About this time, General Butterworth was appointed to command the Division and he paid us his only visit in Egypt on the 24th.

General Paget, the Commander in Chief, came to see us on the 31st August. He spent the whole day going round the brigade and seemed to enjoy his visit very much. He has a passion for military bands, I discovered afterwards and I had just got everything on the right footing by inviting him to watch the Pipes and Drums at practice when he arrived. He was delighted with them.

While we were in Egypt, a lot of Immediate Awards came through, covering the advance from Cassino. I shall add an Appendix at the end for the decorations won during this period.

Father Dan Kelleher organised a Brigade Boxing Contest against the RAF, who were supposed to be pretty good in these parts. We won six fights out of eight – a most successful outcome.

By this time, the financial situation was tolling heavily on everyone. Every sort of resource had been practised to raise money, and ingenuity was just about exhausted as was the field cashier, so perhaps it was just as well that we should return to Italy.

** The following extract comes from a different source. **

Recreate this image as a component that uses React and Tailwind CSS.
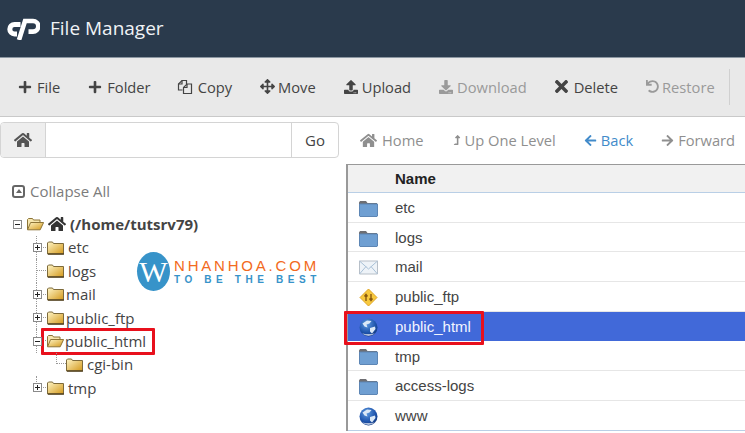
import { FaPlus, FaArrowsAlt, FaUpload, FaDownload, FaTimes, FaUndo, FaHome, FaLevelUpAlt, FaArrowLeft, FaArrowRight } from "react-icons/fa";

function CopyIcon({ className }) {
  return (
    <svg width="16" height="16" viewBox="0 0 16 16" fill="none" stroke="#444" strokeWidth="1.200" className={className}>
      <path d="M5.500 11H1.500V5L5 1.500h4.500V5" />
      <path d="M5 1.500V5H1.500" />
      <path d="M6.500 14.500V8.500L10 5h4.500v9.500z" fill="#e9e9e9" />
      <path d="M10 5v3.500H6.500" />
    </svg>
  );
}

const toolbar = [
  { icon: FaPlus, label: "File" },
  { icon: FaPlus, label: "Folder" },
  { icon: CopyIcon, label: "Copy", iconClass: "-ml-[2px]" },
  { icon: FaArrowsAlt, label: "Move", size: 15, gap: "gap-[3px]" },
  { icon: FaUpload, label: "Upload", gap: "gap-[4px]" },
  { icon: FaDownload, label: "Download", off: true, gap: "gap-[4px]" },
  { icon: FaTimes, label: "Delete", size: 19, gap: "gap-[3px]", iconClass: "-ml-[3px]" },
  { icon: FaUndo, label: "Restore", off: true, size: 13, gap: "gap-[3px]" },
];

const nav = [
  { icon: FaHome, label: "Home", className: "text-[#8f8f8f]", size: 17, gap: "gap-[5px]" },
  { icon: FaLevelUpAlt, label: "Up One Level", className: "text-[#8f8f8f]", size: 10, gap: "gap-[3px]" },
  { icon: FaArrowLeft, label: "Back", className: "text-[#428bca]", size: 13 },
  { icon: FaArrowRight, label: "Forward", className: "text-[#8f8f8f]", size: 13 },
];

const files = [
  { name: "etc", icon: "folder" },
  { name: "logs", icon: "folder" },
  { name: "mail", icon: "mail" },
  { name: "public_ftp", icon: "ftp" },
  { name: "public_html", icon: "globe", selected: true },
  { name: "tmp", icon: "folder" },
  { name: "access-logs", icon: "folder" },
  { name: "www", icon: "globe" },
];

function CpanelLogo() {
  return (
    <svg width="33" height="22" viewBox="0 0 33 22" fill="none">
      <path d="M13.500 6.500H7.500a4.700 4.700 0 0 0 0 9.400H10" stroke="#fff" strokeWidth="5" />
      <path d="M12 22 18 3h8a5 5 0 0 1 0 10.600H21.500" stroke="#fff" strokeWidth="4.600" />
    </svg>
  );
}

function TreeFolder({ open }) {
  return (
    <svg width="17" height="14" viewBox="0 0 17 14" className="shrink-0">
      <defs>
        <linearGradient id="fold" x1="0" y1="0" x2="1" y2="1">
          <stop offset="0" stopColor="#fff6c8" />
          <stop offset="1" stopColor="#d3981a" />
        </linearGradient>
      </defs>
      {open ? (
        <>
          <path d="M.5 12.500V2.500l1-1h4l1 1.500h6.500v2.500" fill="#f6e6ae" stroke="#8d7437" />
          <path d="M.5 12.800 3.600 5.500h13l-3.400 7.300z" fill="url(#fold)" stroke="#8d7437" />
        </>
      ) : (
        <>
          <path d="M.5 13V2l1-1h4l1 1.500h10V13z" fill="url(#fold)" stroke="#7d6a3a" />
          <path d="M1 13h16" stroke="#4f4020" strokeWidth="1.400" />
        </>
      )}
    </svg>
  );
}

function Toggle({ open }) {
  return (
    <span className="relative z-10 flex h-[9px] w-[9px] shrink-0 items-center justify-center border border-[#8a8a8a] bg-white">
      <span className="absolute h-px w-[5px] bg-[#222]" />
      {!open && <span className="absolute h-[5px] w-px bg-[#222]" />}
    </span>
  );
}

function TreeRow({ name, toggle, open, depth = 1, last, textGap = "ml-[4px]", children }) {
  return (
    <div className="relative flex h-[23.400px] items-center text-[#444]">
      {depth === 1 && (
        <span className={`absolute left-[36px] top-0 border-l border-dotted border-[#999] ${last ? "h-[12px]" : "h-full"}`} />
      )}
      {depth === 1 && <span className="absolute left-[36px] top-[11px] w-[10px] border-t border-dotted border-[#999]" />}
      <span className={`flex w-[47px] justify-end pr-[5px] ${depth === 2 ? "invisible" : ""}`}>{toggle && <Toggle open={open} />}</span>
      {depth === 2 && <span className="absolute left-[56px] top-0 h-[11px] w-[10px] border-b border-l border-dotted border-[#999]" />}
      {depth === 2 && <span className="w-[19px]" />}
      <TreeFolder open={open} />
      <span className={textGap}>{name}</span>
      {children}
    </div>
  );
}

function FolderIcon() {
  return (
    <svg width="19" height="17" viewBox="0 0 19 17">
      <path d="M0 2.500 1 1h6l1.500 2H18v3H0z" fill="#6e6e72" />
      <path d="M.5 4h18v12l-.5.5H1l-.5-.5z" fill="#6f9fd2" stroke="#5d86b5" />
    </svg>
  );
}

function MailIcon() {
  return (
    <svg width="19" height="17" viewBox="0 0 19 17">
      <path d="M.5 2h18v13H.5z" fill="#eef3f8" stroke="#b7bfc8" />
      <path d="M.5 2 9.500 10l9-8M.5 15 7 7.500M18.500 15 12 7.500" fill="none" stroke="#a9c0d6" />
    </svg>
  );
}

function FtpIcon() {
  return (
    <svg width="19" height="19" viewBox="0 0 19 19">
      <path d="M9.500 1 18 9.500 9.500 18 1 9.500z" fill="#f7c93e" stroke="#e0a526" />
      <path d="M7 13V7M5.500 8.500 7 6.500l1.500 2M12 6v6M10.500 10.500 12 12.500l1.500-2" fill="none" stroke="#8a5a10" strokeWidth="1.400" />
    </svg>
  );
}

function GlobeIcon() {
  return (
    <svg width="19" height="19" viewBox="0 0 19 19">
      <defs>
        <radialGradient id="globe" cx="0.4" cy="0.3" r="0.8">
          <stop offset="0" stopColor="#5f9be0" />
          <stop offset="0.6" stopColor="#1f55ad" />
          <stop offset="1" stopColor="#0f2f70" />
        </radialGradient>
      </defs>
      <circle cx="9.500" cy="9.500" r="9" fill="url(#globe)" />
      <path d="M3.500 5.500 8 2.500l4.500.5-2 2.500-3 1 1 3-3-1zM11 10l5-1.500.5 2.500-3.500 4.500-2-2z" fill="#dbe9f7" />
      <path d="M3 15.200a9 9 0 0 0 13 0l-3 .8H6z" fill="#e9eef6" opacity="0.7" />
    </svg>
  );
}

const fileIcons = { folder: FolderIcon, mail: MailIcon, ftp: FtpIcon, globe: GlobeIcon };

function RedBox({ className }) {
  return <span className={`pointer-events-none absolute rounded-[1px] border-[3px] border-[#e8101c] ${className}`} />;
}

export default function App() {
  return (
    <div className="h-[433px] w-[745px] overflow-hidden bg-white font-['Open_Sans',sans-serif] text-[15px] text-[#444]">
      <header className="flex h-[57px] items-center gap-[10px] bg-[#2a3a4c] pl-[7px] text-white">
        <CpanelLogo />
        <span className="text-[19px] text-[#f0f3f6]">File Manager</span>
      </header>

      <div className="flex h-[60px] items-center gap-[28px] whitespace-nowrap border-y border-b-[#c9c9c9] border-t-[#8c97a2] bg-[#e9e9e9] pl-[18px] text-[14.700px]">
        {toolbar.map(({ icon: Icon, label, off, size = 14, gap = "gap-[5px]", iconClass }) => (
          <span key={label} className={`flex items-center ${gap} ${off ? "text-[#9a9a9a]" : "text-[#444]"}`}>
            <Icon size={size} className={iconClass} />
            {label}
          </span>
        ))}
        <span className="ml-[-14px] h-[36px] w-px bg-[#d0d0d0]" />
      </div>

      <div className="flex">
        <aside className="w-[346px] shrink-0">
          <div className="mt-[5px] flex h-[36px] w-[339px] overflow-hidden rounded-[4px] border border-[#d4d4d4]">
            <span className="flex w-[45px] items-center justify-center border-r border-[#d4d4d4] bg-[#eee] text-[#555]">
              <FaHome size={18} />
            </span>
            <span className="flex-1 bg-white" />
            <span className="flex w-[47px] items-center justify-center border-l border-[#d4d4d4]">Go</span>
          </div>

          <div className="mt-[22px] flex items-center gap-[5px] pl-[12px] text-[#7c7c7c]">
            <span className="flex h-[13px] w-[13px] items-center justify-center rounded-[3px] border-2 border-[#666]">
              <span className="h-0 w-0 border-x-[3px] border-b-[4px] border-x-transparent border-b-[#666]" />
            </span>
            Collapse All
          </div>

          <div className="relative mt-[10px]">
            <div className="flex h-[23.400px] items-center pl-[13px] font-bold">
              <Toggle open />
              <span className="ml-[5px]"><TreeFolder open /></span>
              <span className="ml-[4px] text-[#333]"><FaHome size={18} /></span>
              <span className="ml-[4px]">(/home/tutsrv79)</span>
            </div>
            <TreeRow name="etc" toggle />
            <TreeRow name="logs" />
            <TreeRow name="mail" toggle textGap="ml-[2px]" />
            <TreeRow name="public_ftp" toggle textGap="ml-[2px]" />
            <TreeRow name="public_html" toggle open textGap="ml-[1px]">
              <RedBox className="left-[41px] top-[-1px] h-[27px] w-[114px]" />
            </TreeRow>
            <TreeRow name="cgi-bin" depth={2} />
            <TreeRow name="tmp" toggle last />

            <div className="absolute left-[137px] top-[39px] flex items-center">
              <span className="flex h-[39px] w-[33px] items-center justify-center rounded-[50%] bg-[#3793c9] font-['Liberation_Serif',serif] text-[30px] text-white">W</span>
              <div className="ml-[4px] font-['Liberation_Sans',sans-serif] leading-none whitespace-nowrap">
                <div className="text-[15px] tracking-[2.800px] text-[#f26a21]">NHANHOA.COM</div>
                <div className="mt-[2px] text-[10px] font-bold tracking-[4.600px] text-[#3793c9]">TO BE THE BEST</div>
              </div>
            </div>
          </div>
        </aside>

        <main className="min-w-0 flex-1">
          <div className="flex h-[47px] items-center gap-[28px] whitespace-nowrap pl-[14px] text-[14.700px]">
            {nav.map(({ icon: Icon, label, className, size, gap = "gap-[4px]" }) => (
              <span key={label} className={`flex items-center ${gap} ${className}`}>
                <Icon size={size} />
                {label}
              </span>
            ))}
          </div>
          <div className="border-l-2 border-l-[#999] font-['Liberation_Sans',sans-serif]">
            <div className="flex h-[29px] items-center border-y border-t-[#999] border-b-[#b9cfe6] bg-[#f1f1f1] pl-[47px] pt-[2px] font-bold text-[#222]">Name</div>
            {files.map(({ name, icon, selected }) => {
              const Icon = fileIcons[icon];
              return (
                <div key={name} className={`relative flex h-[29.700px] items-center border-b pt-[2px] ${selected ? "border-[#4169d9] bg-[#4169d9] text-[#f2f5ff]" : name === "www" ? "border-[#b9cfe6] text-[#444]" : "border-[#e6e6e6] text-[#444]"}`}>
                  <span className="flex w-[47px] shrink-0 justify-center pr-[7px]"><Icon /></span>
                  {name}
                  {selected && <RedBox className="left-[-4px] top-[-1px] h-[34px] w-[140px]" />}
                </div>
              );
            })}
          </div>
        </main>
      </div>
    </div>
  );
}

I left Alexandria with John McLinton on 3rd September and flew to Bari on the 5th. We left at one in the morning after a fairly heavy night and most people slept in uncomfortable angles on the unyielding floor of the Dakota until our stop for breakfast at a ghastly place called Marble Arch. We eventually reached our destination at about 430pm.

The brigade embarked on the 9th September and sailed on the 11th, reaching Taranto on the 15th.